Почему же не «примащивается» Алеша, не «устраивается» с людьми? А другие? Ведь он же, как другие, как все?..
Чем полнее и ужаснее захватывает его одиночество, тем яснее он понимает, что никаких «других» нет, что есть лишь каждый другой, и каждый, в предельном одиночестве и потерянности, только с последним усилием отстаивает себя.
Алеша видит, что и самые простые, бесхитростные люди жмутся вместе, ища выхода, сами не зная, какого, страдая бессознательно и тихо. В сочельник идет он мимо занесенной снегом церкви, где теснится толпа. Сам со смутной надеждой какой-то, — вошел. Постоял. Нет! И здесь было то же. Та же беззащитность, покинутость, не его только одиночество, — каждого. Если не каждый знал о нем, если о пустом с соседом разговаривал, о говядине, о картошке, — все равно, был в нем. А быть в нем человеку — нельзя.
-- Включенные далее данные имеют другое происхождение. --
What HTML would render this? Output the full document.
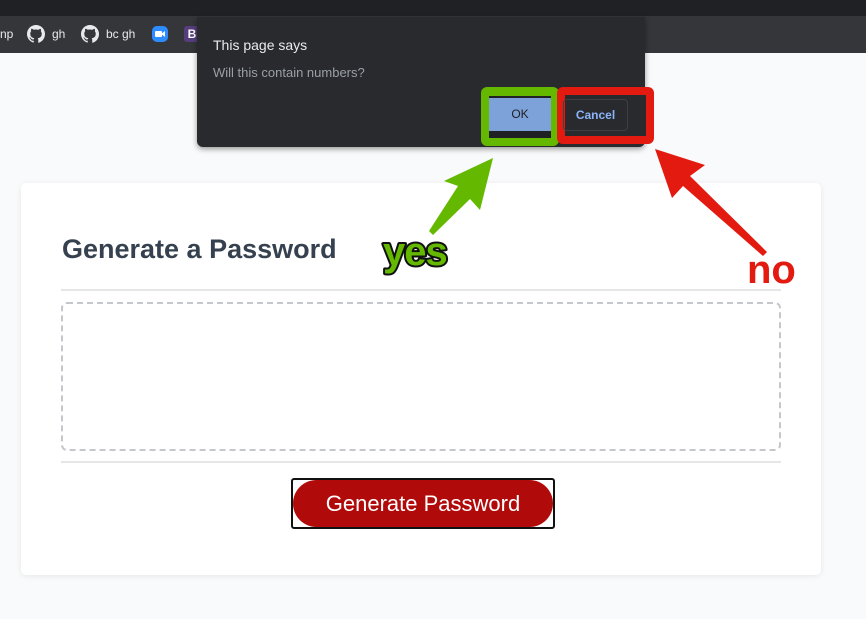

Я не собираюсь пересказывать содержание романа. Чтобы проследить путь Алеши, так естественно переходящий в путь независимо-религиозный, надо прочесть книгу. В ней нет обычных большевистских «ужасов», ни казней, ни крови; только реализм тогдашнего быта, — если можно это назвать бытом, — и реальные в нем люди. Но хотя быт показан (именно показан, представлен, а не описан) с жуткой яростью, и кажется, порою, страшнее громких ужасов, — автору он нужен скорее как воздух, новый состав воздуха, которым дышат люди и который, — потому что они им дышат, — так страшно и разно их изменяет.
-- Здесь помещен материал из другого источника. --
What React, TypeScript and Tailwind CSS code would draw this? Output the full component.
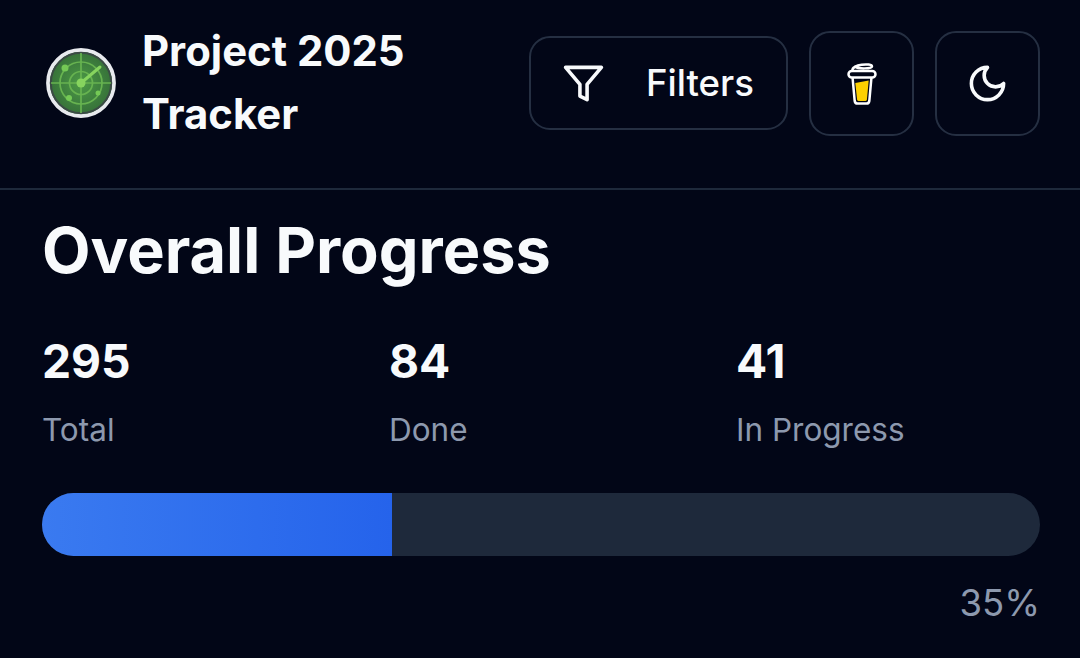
export default function App() {
  return (
    <div className="h-[658px] w-[1080px] overflow-hidden bg-[#020617] font-['Inter',sans-serif] text-[#f8fafc]">
      <header className="flex h-[190px] items-start justify-between border-b-[2px] border-[#1e293b] pl-[45px] pr-[40px] pt-[19px]">
        <div className="flex items-center gap-[25px]">
          <svg width="72" height="72" viewBox="0 0 72 72" className="mt-[2px] shrink-0">
            <defs>
              <radialGradient id="g" cx="50%" cy="50%" r="50%">
                <stop offset="0%" stopColor="#4c9a46" />
                <stop offset="100%" stopColor="#356f38" />
              </radialGradient>
            </defs>
            <circle cx="36" cy="36" r="33" fill="url(#g)" stroke="#e8eaee" strokeWidth="3.8" />
            <circle cx="36" cy="36" r="30.2" fill="none" stroke="#3b4a45" strokeWidth="2" />
            <g fill="none" stroke="#67b350" strokeWidth="1.7">
              <circle cx="36" cy="36" r="11.5" />
              <circle cx="36" cy="36" r="21" />
              <path d="M36 6v60M6 36h60" />
            </g>
            <path d="M36 36L55 20" stroke="#86d45e" strokeWidth="3" strokeLinecap="round" />
            <circle cx="36" cy="36" r="4.5" fill="#86d45e" />
            <circle cx="20" cy="21" r="3.5" fill="#74c955" />
            <circle cx="24" cy="51" r="3" fill="#74c955" />
            <circle cx="53" cy="46" r="2.5" fill="#74c955" />
          </svg>
          <h1 className="w-[290px] text-[41.85px] font-bold leading-[63px]">Project 2025 Tracker</h1>
        </div>
        <div className="mt-[12px] flex items-start gap-[21px]">
          <button className="mt-[5px] flex h-[94px] w-[259px] items-center gap-[41px] rounded-[21px] border-[2px] border-[#252f42] pl-[31px] text-[36.6px] font-medium">
            <svg width="43" height="43" viewBox="0 0 24 24" fill="none" stroke="currentColor" strokeWidth="2" strokeLinejoin="round" strokeLinecap="round" className="shrink-0">
              <polygon points="22 3 2 3 10 12.46 10 19 14 21 14 12.46 22 3" />
            </svg>
            Filters
          </button>
          <button className="flex h-[105px] w-[105px] items-center justify-center rounded-[21px] border-[2px] border-[#252f42]">
            <svg width="32" height="44" viewBox="0 0 32 44" fill="none">
              <path d="M9.3 21 L22.7 18.5 L20.9 37.5 Q20.7 39 19.2 39 H12.8 Q11.3 39 11.1 37.5 Z" fill="#fdd000" />
              <path d="M6.5 15 L8.7 39 Q9 41.5 11.5 41.5 H20.5 Q23 41.5 23.3 39 L25.5 15" stroke="#fff" strokeWidth="2.5" />
              <rect x="2.5" y="9" width="27" height="6.5" rx="3.25" fill="#020617" stroke="#fff" strokeWidth="2.5" />
              <path d="M6.5 8.5 C5 2.5 26 0.5 26 4.5 C26 6.8 12 7.2 9 4.5" stroke="#fff" strokeWidth="2.5" strokeLinecap="round" />
            </svg>
          </button>
          <button className="flex h-[105px] w-[105px] items-center justify-center rounded-[21px] border-[2px] border-[#252f42]">
            <svg width="43" height="43" viewBox="0 0 24 24" fill="none" stroke="currentColor" strokeWidth="2" strokeLinejoin="round" strokeLinecap="round">
              <path d="M12 3a6 6 0 0 0 9 9 9 9 0 1 1-9-9Z" />
            </svg>
          </button>
        </div>
      </header>
      <main className="pl-[42px] pr-[40px] pt-[20px]">
        <h2 className="text-[63px] font-bold leading-[80px]">Overall Progress</h2>
        <div className="mt-[39px] grid grid-cols-3 gap-[43px]">
          <div>
            <div className="text-[46.2px] font-bold leading-[64px]">295</div>
            <div className="mt-[15px] text-[31.5px] leading-[43px] text-[#8d99ae]">Total</div>
          </div>
          <div>
            <div className="text-[46.2px] font-bold leading-[64px]">84</div>
            <div className="mt-[15px] text-[31.5px] leading-[43px] text-[#8d99ae]">Done</div>
          </div>
          <div>
            <div className="text-[46.2px] font-bold leading-[64px]">41</div>
            <div className="mt-[15px] text-[31.5px] leading-[43px] text-[#8d99ae]">In Progress</div>
          </div>
        </div>
        <div className="mt-[42px] h-[63px] overflow-hidden rounded-full bg-[#1e293b]">
          <div className="h-full w-[35.1%] bg-gradient-to-r from-[#3a7af0] to-[#2563eb]" />
        </div>
        <div className="mt-[21px] text-right text-[36.5px] leading-[53px] text-[#8d99ae]">35%</div>
      </main>
    </div>
  );
}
В Алеше, чем ниже он падает, тем упорнее пробивается, сквозь наплывшую тучу, новая воля к борьбе: уже не за себя, — за свое человеческое достоинство.
Среди необыкновенной этой действительности, где даже случайность кажется необыкновенной, не случайной, — и Алеша становится не совсем «обыкновенным» человеком. Он сознает, что силы его слабы, ищет помощи, слепо, но с таким напряжением воли, что никакая «случайность» не проходит мимо него.
Совсем случайно попалась ему «книжка в коричневом переплете», — новая для него. Как ребенок, зачитался он просто «чудесами». Лишь потом, вдолге, привлекли его и непонятные, лишь сердцу внятные слова, похожие на какие-то нужные ему ответы.